I cleaned the fish on the bank, as I was trying to savor the trip just a little longer. I looked downstream from where I came and then upstream to waters I had not fished on this trip. Maybe next time. Finally, I knew it was over. The fish were cleaned and in the creel. I pulled the creel out of the water with water dripping out of the bottom. As I started walking back through the woods toward the road, I was hoping to return soon. Perhaps next summer. 
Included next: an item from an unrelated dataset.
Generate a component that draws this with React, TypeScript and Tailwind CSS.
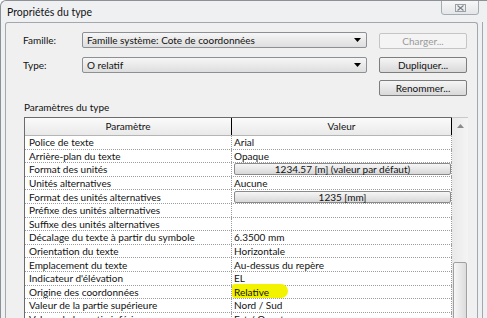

A couple days later I hugged my parents, said goodbye and loaded the kids in the back seat again. In the trunk was an ice chest full of packs of frozen bratwurst. The cornfields disappeared the further we drove. It got a lot warmer the longer we drove south, and then finally into our driveway where we all spilled out of the car. The next day I was returning to work. Later that evening, after unloading the car and putting most everything away, I called my parents to tell them we had arrived back at our home safely. No matter how old you get, your parents still worry about you. Just before we hung up my father said to me, “You know Mike, maybe the fishing gods smiled down on you since you were gone so long, so they gave you such good fishing.” I think they did.